In fact, there is a good chance that the court creates a new framework that requires public platforms to aggressively censor content in order to get the protections offered under Section 230. That would mean a site like Gab is wiped out unless they apply the same standards as Silicon Valley. It would also mean that hosting companies are required to monitor the content of their users. This would be the first example of “common good conservatism” in the law.
This sounds terribly negative, but it is realistic. Stalin allegedly said that it is not the votes that count, but who counts the votes. He probably never said it, but it is something he would have grasped. He was a communist, but he eventually came to see that who decides counts for more than how things are decided. That is what we see in the current age with things like censorship. It is not the rules that matter, but who is enforcing and interpreting the rules that matters.
If the tech firms were run by the same sorts of people who were running what passed for big tech in 1996, none of this would matter. The internet pioneers were civic nationalists and libertarians. They were on-line to get away from people who wanted to police free expression. They needed Section 230 to keep the internet open, but they were replaced with people who want to close it down, so one way or another, speech will be closed down on the internet.
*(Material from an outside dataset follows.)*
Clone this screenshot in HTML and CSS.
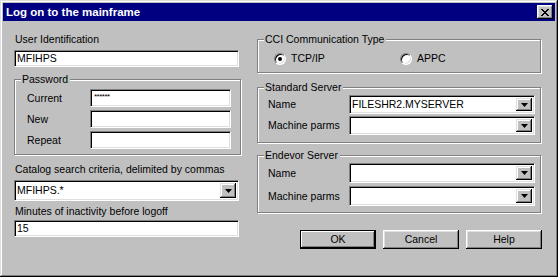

Finally, this is a good reminder that when a society begins to debate the letter of the law, it no longer respects the spirit of the law. Put another away, if the people in charge are so corrupt that they need written rules to behave themselves, they are corrupt enough to find a way around those written words. This is where we find ourselves with the current ruling class. They see the rules like they see the truth. If they are useful, they enforce them. If not, then not.